Following the January 2011 revolution, Egypt’s police force has continued to suffer a reputation problem, though for slightly different reasons. Instead of being out on the streets in force, they have withdrawn, a decision that has left the streets “increasingly lawless,” writes BBC reporter Shaimaa Khalil. Khalil was allowed inside one of Egypt’s police academies, where new cadets claim the force’s philosophies and training methods are changing, with a new focus on protecting human rights. But as long as officers remain out of sight, the public feels abandoned — and, at the same time, reports of police brutality continue, Khalil says.

“The media exaggerate some incidents,” Dr. General Ahmed Gad Mansour, the new president of Egypt’s Police Academy and assistant to the Interior Minister, told Khalil. “I admit there are mistakes but if you keep showing a mistake 24 hours a day for weeks on end and you make programmes and have interviews about it, then that’s how you give the impression that it’s a huge mistake and that it’s systematic. The vast majority of policemen work extremely hard.”

The prosecution’s appeal was heard Thursday, May 9, this time at the South Cairo Primary Court. After taking arguments from both sides, the court ordered the youths’ immediate release. At first, Safy didn’t believe it. “I was expecting something like taking us to somewhere else, or something like that,” he says.

Even so, before letting them go, the court told them, “Don’t do this again,” Safy says. “I mean, they still believe that we destroyed [things] and did this stuff.”

However, Shady was ordered back to Tora because he’d been carrying a pocketknife when he was arrested. (In post-Mubarak Egypt, carrying a knife for self-defense is pretty normal, Mahmoud says.) Mahmoud changed the photos on the Facebook page to black-and-white images of Shady’s face — showing his warm smile and unruly, chin-length curls before they’d been shorn at Tora — with the words “I will not forget you” and “#free_shady.”

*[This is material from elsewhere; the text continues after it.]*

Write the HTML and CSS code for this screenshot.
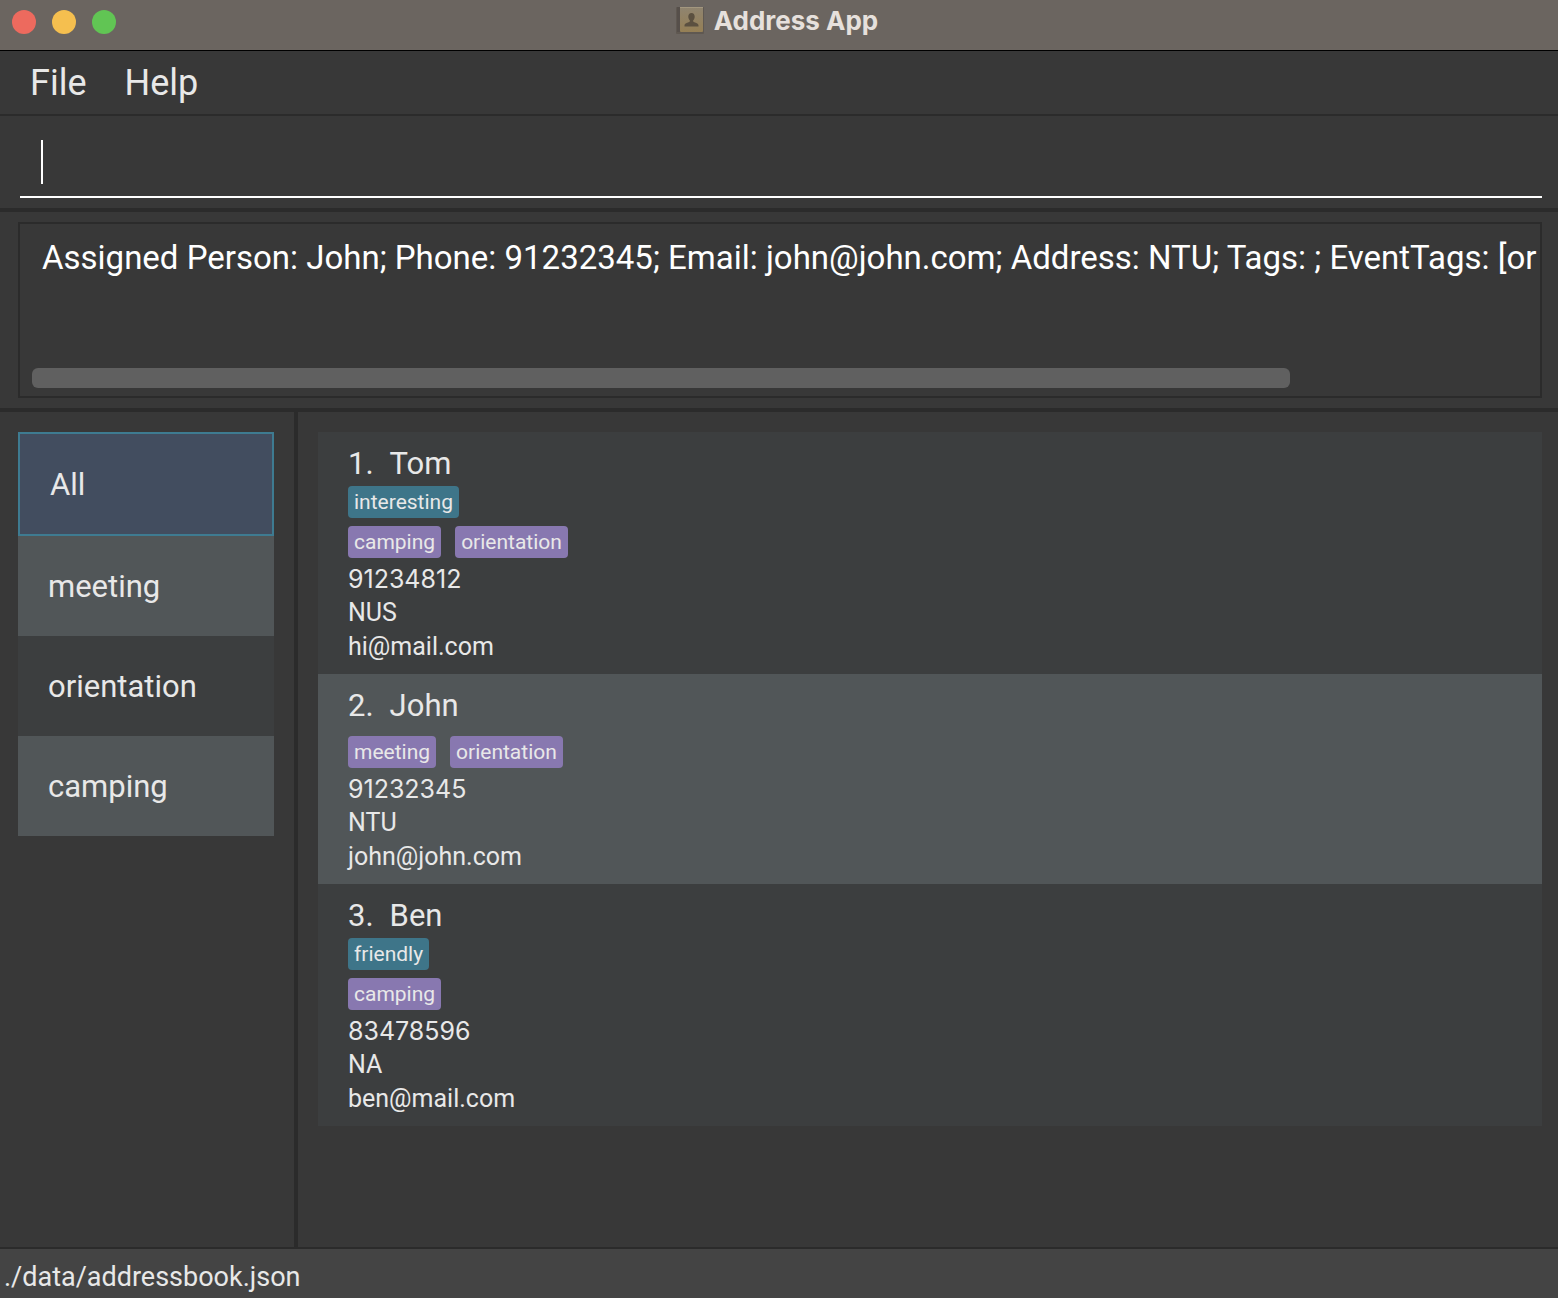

Shady was finally released May 17, almost a full two weeks after his arrest. Once his friends were free, on Facebook Mahmoud thanked friends and supporters for showing up to the court, and the legal professionals who helped explain what was going on when they didn’t understand. But he also said they’d learned a lesson: that injustice surrounds them and can strike anyone at any time. “Each person has to choose” fear or freedom, he wrote. “May God protect us all from our oppressors and injustice.”

Already, Safy and his friends are getting back to their lives. Jehan and Shady are engaged to be married. Safy has returned to his band, Metaphorphoses, which struggles to find an audience in a country that still harbors little love for heavy metal. “Our lyrical theme is about inner struggles and human suffering in this country and also in the whole world,” he says, “[and] knowing right from wrong and how to fix it.” He’s unlikely to lack inspiration anytime soon.

Ironically, the police’s actions have created more protesters than existed May 3. “We [were] not even connected to politics,” Mahmoud tells me. But the arrests changed all that, and now some of Mahmoud’s friends are planning a public demonstration June 30 to stand against ongoing police wrongdoing. “Unfortunately we are in a time where you have one of two [choices],” he says. “To sit and watch the political changes or to join and risk yourself.”